» Set problem
Copy every line with the string "that" in it.

--- Start of Dataset ---

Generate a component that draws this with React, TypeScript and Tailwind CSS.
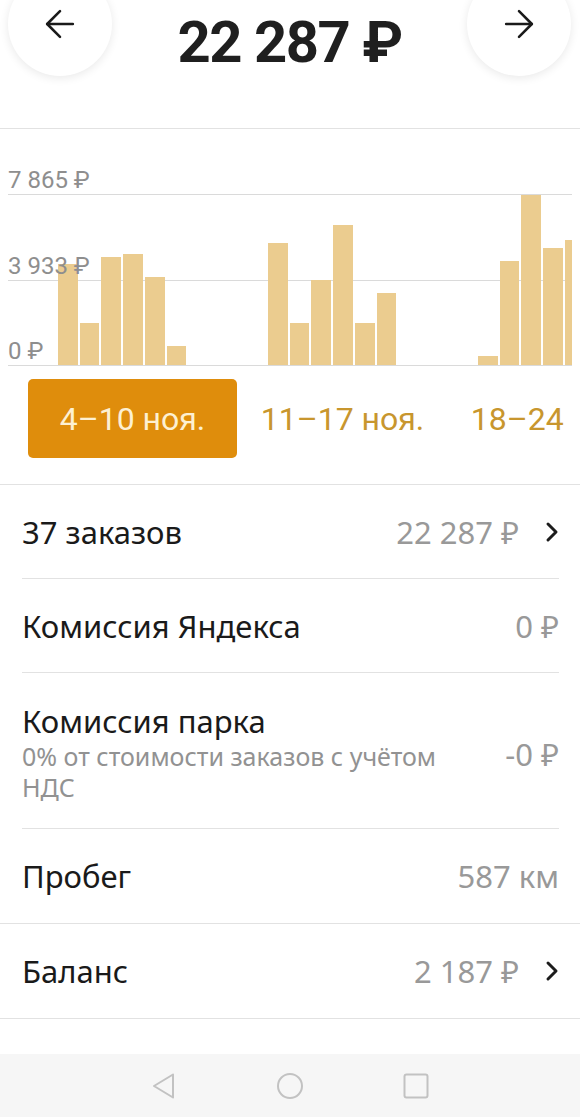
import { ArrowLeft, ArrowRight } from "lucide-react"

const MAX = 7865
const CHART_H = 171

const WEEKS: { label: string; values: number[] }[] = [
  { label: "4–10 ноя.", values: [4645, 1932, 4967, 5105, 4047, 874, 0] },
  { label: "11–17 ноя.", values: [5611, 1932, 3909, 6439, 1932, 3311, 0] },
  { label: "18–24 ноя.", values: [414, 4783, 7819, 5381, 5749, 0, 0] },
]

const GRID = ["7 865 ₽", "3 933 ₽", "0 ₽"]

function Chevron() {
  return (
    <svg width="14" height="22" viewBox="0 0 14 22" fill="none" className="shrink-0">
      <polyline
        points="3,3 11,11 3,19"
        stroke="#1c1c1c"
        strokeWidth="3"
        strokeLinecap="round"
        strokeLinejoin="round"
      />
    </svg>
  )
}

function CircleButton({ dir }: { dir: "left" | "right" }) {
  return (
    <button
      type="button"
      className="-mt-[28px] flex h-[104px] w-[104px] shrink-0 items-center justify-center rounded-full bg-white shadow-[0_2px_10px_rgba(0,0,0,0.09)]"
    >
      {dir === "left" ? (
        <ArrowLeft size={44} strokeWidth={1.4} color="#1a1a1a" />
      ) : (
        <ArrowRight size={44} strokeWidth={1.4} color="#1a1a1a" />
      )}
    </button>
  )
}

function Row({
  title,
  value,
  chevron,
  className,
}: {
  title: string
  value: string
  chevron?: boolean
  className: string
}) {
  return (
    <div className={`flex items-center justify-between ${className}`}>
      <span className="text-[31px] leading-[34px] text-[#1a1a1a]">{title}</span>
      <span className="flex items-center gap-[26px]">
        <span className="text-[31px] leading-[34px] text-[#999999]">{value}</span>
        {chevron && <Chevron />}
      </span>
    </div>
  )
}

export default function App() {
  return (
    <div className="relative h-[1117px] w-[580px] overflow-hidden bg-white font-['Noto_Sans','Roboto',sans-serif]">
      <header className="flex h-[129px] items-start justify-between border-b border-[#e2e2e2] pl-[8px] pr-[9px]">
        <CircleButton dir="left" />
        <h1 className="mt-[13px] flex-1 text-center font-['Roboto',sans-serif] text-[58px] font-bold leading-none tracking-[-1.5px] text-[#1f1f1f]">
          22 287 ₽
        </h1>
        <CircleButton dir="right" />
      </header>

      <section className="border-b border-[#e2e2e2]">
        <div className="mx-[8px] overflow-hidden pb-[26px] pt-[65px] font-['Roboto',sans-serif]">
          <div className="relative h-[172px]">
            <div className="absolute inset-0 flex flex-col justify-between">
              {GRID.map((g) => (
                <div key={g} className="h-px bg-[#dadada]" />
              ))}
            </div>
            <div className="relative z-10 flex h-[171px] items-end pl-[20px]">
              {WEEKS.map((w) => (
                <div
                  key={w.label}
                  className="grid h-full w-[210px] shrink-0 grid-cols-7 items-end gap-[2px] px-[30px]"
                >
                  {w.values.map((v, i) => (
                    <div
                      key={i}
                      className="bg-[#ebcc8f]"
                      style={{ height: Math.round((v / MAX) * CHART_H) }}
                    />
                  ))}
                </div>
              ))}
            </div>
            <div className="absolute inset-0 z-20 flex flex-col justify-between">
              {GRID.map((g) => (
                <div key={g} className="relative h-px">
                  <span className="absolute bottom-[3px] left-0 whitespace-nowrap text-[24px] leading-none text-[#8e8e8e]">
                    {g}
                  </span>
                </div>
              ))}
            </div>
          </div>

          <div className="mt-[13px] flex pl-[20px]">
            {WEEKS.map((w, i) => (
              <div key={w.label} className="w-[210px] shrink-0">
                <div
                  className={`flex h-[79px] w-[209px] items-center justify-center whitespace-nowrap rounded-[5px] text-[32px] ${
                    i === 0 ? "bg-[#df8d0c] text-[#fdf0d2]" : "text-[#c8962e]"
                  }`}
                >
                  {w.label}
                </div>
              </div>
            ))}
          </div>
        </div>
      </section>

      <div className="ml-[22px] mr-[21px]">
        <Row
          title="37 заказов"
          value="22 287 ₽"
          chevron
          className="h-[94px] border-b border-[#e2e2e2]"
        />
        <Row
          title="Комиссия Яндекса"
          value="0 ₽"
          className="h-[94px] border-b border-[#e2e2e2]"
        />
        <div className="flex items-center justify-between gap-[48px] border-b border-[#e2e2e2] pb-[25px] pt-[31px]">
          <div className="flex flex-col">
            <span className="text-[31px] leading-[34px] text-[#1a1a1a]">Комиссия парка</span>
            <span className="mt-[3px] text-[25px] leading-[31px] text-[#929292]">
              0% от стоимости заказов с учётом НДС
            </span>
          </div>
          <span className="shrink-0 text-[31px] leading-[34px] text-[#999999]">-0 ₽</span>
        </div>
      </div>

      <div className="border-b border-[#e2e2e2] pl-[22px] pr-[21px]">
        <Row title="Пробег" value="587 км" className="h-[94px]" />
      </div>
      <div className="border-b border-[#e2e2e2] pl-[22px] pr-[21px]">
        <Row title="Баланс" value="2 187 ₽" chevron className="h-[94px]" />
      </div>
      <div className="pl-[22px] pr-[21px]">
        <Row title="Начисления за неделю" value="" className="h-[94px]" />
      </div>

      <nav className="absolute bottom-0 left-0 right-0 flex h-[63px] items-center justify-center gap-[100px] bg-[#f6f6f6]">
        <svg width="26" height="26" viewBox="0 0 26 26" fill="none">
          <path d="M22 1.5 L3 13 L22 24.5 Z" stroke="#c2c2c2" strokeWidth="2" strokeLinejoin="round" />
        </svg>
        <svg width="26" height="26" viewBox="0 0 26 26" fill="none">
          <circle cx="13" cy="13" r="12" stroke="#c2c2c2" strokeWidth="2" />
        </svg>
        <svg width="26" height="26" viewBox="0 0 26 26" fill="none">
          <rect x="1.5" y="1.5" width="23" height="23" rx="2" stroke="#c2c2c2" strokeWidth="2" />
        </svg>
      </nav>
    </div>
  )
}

--- End of Dataset ---
--- Start of Dataset ---

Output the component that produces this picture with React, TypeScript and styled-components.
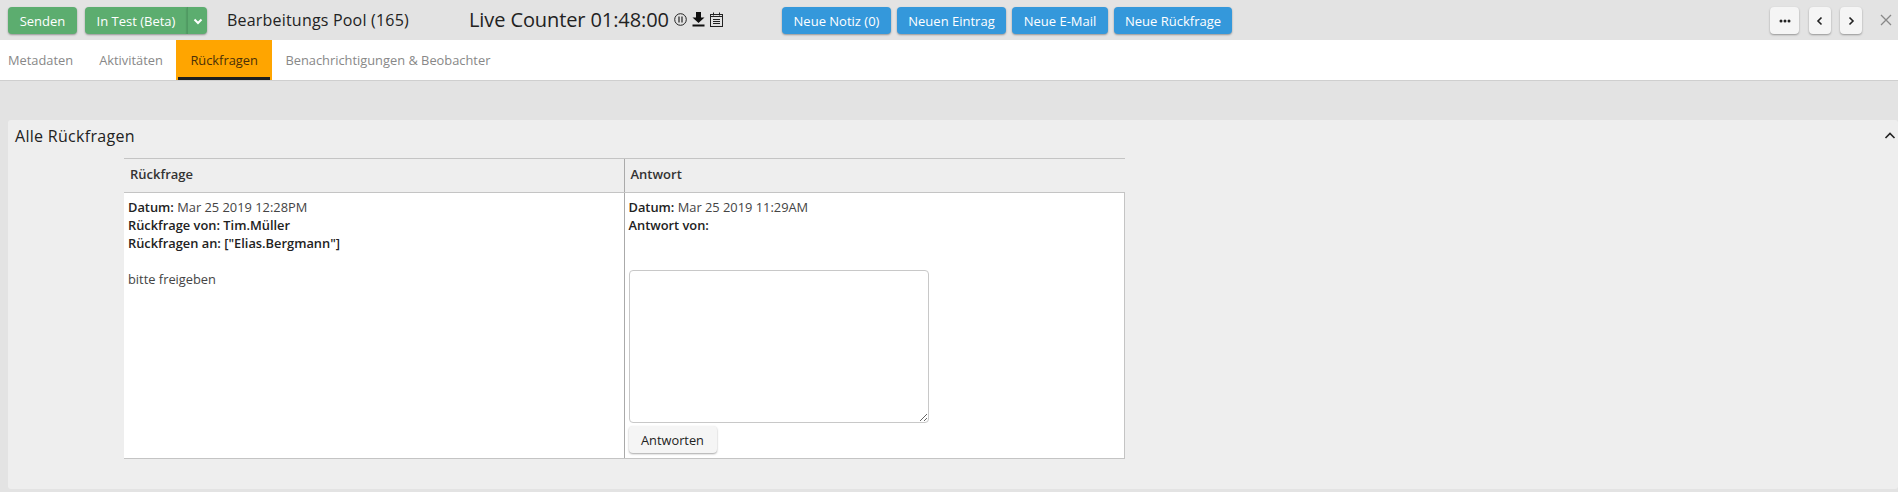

--- End of Dataset ---

» Result below
Generate a component that draws this with React, TypeScript and Tailwind CSS.
Output the component that produces this picture with React, TypeScript and styled-components.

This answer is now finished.